- [Your task]: Work out how many lines hold the string "screenshot". Give that number and nothing more.

- [Data shown]:
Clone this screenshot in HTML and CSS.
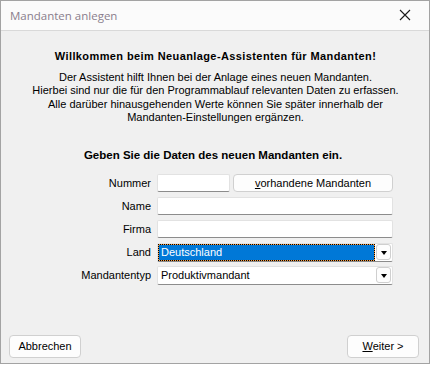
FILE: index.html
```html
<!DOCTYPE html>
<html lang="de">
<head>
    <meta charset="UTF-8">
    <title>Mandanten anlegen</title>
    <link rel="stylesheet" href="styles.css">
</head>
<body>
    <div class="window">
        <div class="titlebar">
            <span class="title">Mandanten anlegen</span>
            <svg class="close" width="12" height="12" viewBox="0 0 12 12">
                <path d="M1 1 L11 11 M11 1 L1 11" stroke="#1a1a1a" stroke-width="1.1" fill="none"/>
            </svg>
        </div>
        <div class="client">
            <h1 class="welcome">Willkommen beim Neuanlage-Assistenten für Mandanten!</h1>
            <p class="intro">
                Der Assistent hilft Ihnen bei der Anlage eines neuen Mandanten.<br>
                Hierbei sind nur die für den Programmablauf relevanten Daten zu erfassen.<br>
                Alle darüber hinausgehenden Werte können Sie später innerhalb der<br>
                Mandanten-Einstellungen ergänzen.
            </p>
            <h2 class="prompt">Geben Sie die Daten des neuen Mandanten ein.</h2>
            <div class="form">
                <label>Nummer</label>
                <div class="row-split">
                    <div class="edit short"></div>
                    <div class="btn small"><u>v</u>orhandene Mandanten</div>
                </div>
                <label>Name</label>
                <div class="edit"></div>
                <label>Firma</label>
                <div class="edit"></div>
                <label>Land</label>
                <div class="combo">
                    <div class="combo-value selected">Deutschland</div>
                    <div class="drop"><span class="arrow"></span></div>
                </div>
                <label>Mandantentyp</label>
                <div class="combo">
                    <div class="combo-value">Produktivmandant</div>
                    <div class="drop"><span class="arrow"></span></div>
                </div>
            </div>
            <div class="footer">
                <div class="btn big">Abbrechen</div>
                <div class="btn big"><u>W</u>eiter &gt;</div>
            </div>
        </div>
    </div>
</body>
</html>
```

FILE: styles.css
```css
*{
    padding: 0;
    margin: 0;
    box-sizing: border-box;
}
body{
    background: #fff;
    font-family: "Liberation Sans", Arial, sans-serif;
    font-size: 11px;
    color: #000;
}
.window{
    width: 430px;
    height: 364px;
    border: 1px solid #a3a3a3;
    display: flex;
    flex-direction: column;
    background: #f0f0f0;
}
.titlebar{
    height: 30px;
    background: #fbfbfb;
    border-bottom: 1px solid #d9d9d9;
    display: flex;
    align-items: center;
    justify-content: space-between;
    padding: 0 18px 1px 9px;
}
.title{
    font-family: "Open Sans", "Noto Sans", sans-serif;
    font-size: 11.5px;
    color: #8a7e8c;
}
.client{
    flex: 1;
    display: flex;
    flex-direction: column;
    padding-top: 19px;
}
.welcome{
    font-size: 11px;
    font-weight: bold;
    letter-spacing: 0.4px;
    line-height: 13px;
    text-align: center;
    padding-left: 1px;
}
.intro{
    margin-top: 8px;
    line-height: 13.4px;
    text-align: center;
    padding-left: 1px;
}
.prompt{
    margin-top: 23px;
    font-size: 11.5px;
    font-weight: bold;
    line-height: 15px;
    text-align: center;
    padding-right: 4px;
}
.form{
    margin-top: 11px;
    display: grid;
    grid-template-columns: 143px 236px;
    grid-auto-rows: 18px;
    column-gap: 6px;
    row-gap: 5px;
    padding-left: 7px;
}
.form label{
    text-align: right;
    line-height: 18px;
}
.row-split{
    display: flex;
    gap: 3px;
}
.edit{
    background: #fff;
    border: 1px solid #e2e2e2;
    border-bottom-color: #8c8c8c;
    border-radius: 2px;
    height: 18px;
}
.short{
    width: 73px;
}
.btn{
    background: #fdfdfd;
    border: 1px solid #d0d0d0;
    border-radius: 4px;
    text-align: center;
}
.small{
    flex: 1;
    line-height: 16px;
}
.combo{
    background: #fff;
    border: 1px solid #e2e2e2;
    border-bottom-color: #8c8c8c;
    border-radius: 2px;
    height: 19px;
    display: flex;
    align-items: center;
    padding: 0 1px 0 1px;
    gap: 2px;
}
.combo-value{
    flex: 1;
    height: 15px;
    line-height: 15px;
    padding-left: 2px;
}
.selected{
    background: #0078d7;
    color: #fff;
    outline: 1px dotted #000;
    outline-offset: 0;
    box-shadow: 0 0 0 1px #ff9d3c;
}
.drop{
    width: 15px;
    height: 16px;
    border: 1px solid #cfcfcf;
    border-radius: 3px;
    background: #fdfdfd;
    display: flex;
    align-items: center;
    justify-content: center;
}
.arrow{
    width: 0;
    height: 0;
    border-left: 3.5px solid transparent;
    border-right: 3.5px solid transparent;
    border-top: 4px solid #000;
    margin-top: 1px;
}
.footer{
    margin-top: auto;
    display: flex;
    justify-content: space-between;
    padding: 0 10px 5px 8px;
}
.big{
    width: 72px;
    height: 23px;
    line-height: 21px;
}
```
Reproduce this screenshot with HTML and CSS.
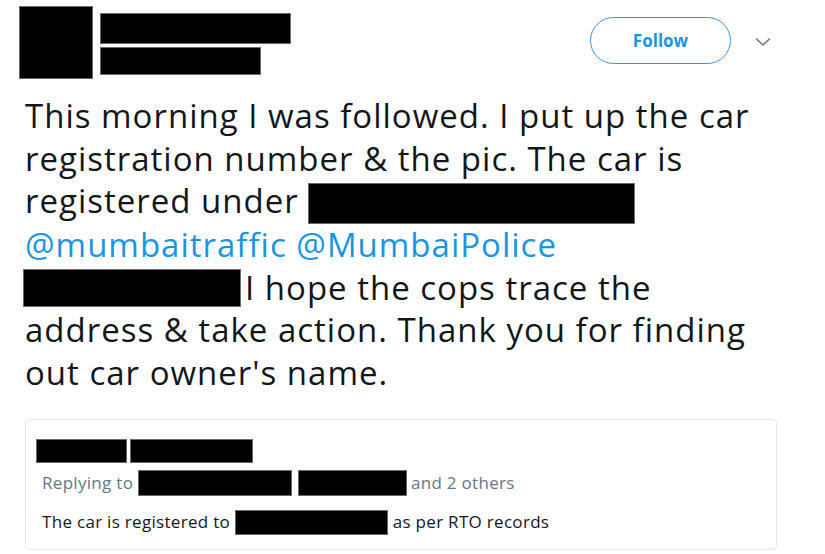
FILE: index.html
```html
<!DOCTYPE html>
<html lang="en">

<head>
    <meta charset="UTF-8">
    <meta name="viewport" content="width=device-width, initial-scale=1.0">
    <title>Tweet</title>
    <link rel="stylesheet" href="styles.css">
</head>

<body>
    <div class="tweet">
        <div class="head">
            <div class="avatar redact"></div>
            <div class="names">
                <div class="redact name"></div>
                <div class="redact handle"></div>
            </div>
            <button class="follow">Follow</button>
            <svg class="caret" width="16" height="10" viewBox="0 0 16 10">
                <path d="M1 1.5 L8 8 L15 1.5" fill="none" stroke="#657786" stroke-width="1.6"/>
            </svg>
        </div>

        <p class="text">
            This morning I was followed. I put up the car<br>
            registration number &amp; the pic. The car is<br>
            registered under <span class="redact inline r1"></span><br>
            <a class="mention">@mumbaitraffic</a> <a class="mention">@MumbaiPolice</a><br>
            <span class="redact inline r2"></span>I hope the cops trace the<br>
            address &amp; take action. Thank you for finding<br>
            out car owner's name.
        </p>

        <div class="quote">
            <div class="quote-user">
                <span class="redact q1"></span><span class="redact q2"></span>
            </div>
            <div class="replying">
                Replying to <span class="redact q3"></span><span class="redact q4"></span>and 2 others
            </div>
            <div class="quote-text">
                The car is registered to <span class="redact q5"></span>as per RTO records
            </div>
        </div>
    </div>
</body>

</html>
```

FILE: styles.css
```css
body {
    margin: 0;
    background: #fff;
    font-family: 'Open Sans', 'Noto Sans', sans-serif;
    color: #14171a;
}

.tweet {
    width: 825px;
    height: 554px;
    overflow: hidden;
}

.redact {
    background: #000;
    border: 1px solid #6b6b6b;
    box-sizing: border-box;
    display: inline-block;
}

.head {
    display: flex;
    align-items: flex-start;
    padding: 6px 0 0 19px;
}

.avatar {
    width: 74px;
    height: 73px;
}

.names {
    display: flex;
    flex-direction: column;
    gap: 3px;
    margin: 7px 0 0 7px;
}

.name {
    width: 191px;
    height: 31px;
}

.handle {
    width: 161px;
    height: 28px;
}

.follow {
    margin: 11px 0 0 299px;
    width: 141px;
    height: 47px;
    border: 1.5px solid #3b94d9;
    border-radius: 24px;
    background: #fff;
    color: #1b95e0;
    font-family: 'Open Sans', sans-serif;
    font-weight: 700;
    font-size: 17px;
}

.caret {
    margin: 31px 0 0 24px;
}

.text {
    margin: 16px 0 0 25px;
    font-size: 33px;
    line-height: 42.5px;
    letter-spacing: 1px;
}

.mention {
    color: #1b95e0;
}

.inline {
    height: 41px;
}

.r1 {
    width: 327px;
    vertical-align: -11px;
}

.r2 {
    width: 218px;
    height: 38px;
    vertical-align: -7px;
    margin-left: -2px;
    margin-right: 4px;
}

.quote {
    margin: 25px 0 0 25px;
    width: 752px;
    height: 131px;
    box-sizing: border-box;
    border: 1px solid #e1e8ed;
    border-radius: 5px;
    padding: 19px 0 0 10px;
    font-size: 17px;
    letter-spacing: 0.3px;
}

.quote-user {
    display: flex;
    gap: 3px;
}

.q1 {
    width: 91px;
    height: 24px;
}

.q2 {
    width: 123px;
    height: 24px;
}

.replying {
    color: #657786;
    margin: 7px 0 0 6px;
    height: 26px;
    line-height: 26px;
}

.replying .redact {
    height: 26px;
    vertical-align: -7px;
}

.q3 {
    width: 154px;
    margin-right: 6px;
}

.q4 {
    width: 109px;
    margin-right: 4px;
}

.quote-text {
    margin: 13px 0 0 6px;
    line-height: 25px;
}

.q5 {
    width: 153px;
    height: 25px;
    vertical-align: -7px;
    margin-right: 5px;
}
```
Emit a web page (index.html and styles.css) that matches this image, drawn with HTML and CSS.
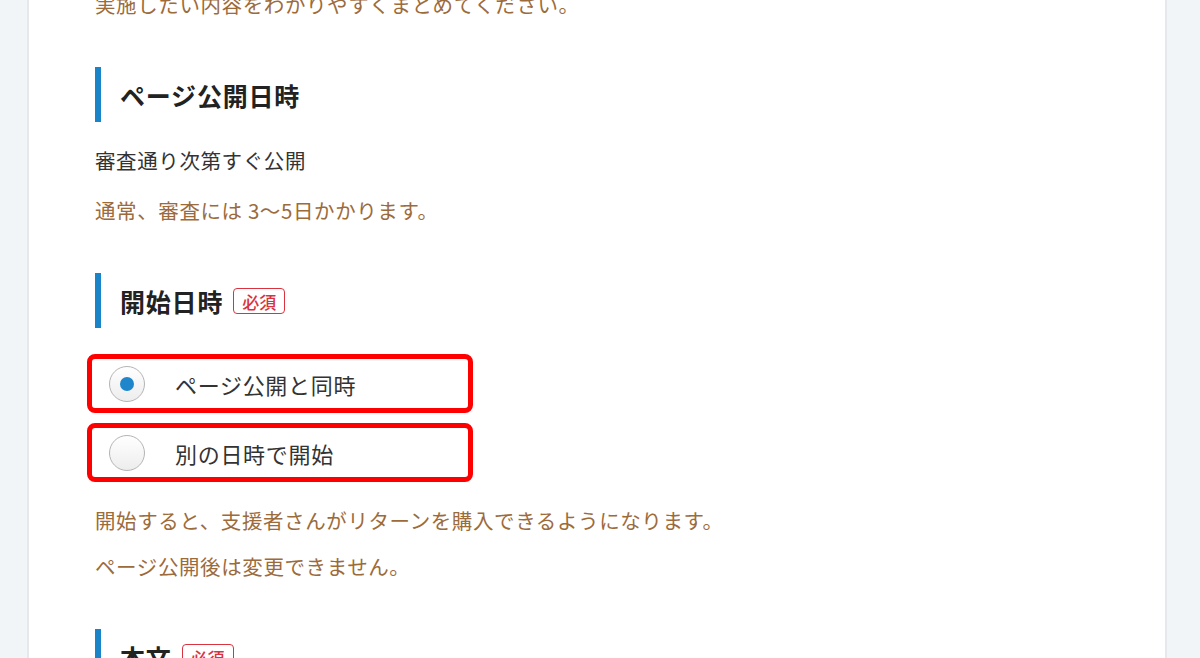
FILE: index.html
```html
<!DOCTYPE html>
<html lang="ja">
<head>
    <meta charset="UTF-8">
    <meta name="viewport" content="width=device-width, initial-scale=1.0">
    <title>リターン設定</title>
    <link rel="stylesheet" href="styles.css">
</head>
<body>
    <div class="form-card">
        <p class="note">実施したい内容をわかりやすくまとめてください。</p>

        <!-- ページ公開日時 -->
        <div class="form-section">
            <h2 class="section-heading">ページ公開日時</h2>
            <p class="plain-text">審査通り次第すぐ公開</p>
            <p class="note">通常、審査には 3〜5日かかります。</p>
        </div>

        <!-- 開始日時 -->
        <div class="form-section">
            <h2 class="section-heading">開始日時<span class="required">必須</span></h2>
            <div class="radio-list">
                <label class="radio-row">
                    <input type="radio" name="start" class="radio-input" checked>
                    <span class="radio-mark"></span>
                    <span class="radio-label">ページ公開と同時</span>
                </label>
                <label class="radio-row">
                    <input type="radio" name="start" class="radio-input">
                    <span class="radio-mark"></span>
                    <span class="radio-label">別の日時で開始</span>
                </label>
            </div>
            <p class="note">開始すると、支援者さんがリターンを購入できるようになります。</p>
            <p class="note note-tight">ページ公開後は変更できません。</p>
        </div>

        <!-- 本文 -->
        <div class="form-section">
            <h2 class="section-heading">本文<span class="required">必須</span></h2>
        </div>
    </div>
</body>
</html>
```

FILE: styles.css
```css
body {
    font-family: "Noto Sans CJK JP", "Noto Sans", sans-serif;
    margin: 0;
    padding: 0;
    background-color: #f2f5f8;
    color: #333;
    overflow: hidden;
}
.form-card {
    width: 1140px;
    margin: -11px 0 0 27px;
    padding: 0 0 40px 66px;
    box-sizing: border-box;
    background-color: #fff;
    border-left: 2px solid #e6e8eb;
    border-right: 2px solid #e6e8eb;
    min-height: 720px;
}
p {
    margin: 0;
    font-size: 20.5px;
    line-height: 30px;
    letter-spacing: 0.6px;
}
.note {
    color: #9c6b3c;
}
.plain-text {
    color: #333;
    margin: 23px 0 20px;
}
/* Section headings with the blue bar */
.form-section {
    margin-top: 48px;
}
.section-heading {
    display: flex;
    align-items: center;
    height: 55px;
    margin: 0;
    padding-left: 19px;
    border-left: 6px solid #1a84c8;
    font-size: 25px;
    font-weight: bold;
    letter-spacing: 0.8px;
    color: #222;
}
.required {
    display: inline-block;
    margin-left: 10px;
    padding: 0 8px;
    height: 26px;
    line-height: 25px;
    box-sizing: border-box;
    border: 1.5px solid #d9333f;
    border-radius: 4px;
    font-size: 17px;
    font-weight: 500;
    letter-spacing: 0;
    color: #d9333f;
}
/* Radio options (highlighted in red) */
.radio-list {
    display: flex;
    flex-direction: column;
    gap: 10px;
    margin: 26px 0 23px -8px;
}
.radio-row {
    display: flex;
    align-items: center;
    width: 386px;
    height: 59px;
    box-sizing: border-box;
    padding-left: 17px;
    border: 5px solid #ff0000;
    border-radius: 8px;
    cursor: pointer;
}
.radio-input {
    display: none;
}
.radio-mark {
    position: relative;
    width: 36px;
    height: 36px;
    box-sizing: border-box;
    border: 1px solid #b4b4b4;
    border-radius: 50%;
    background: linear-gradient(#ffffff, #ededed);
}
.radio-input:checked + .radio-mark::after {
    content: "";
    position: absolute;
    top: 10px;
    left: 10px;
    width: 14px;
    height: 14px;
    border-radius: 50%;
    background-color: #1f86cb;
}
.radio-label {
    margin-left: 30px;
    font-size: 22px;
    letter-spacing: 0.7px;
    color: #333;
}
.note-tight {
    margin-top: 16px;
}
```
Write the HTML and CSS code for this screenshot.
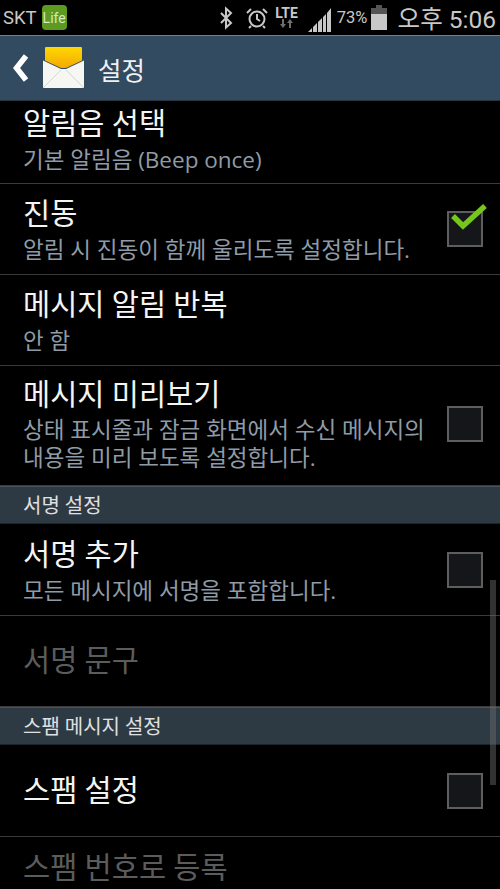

- [Task output]: 3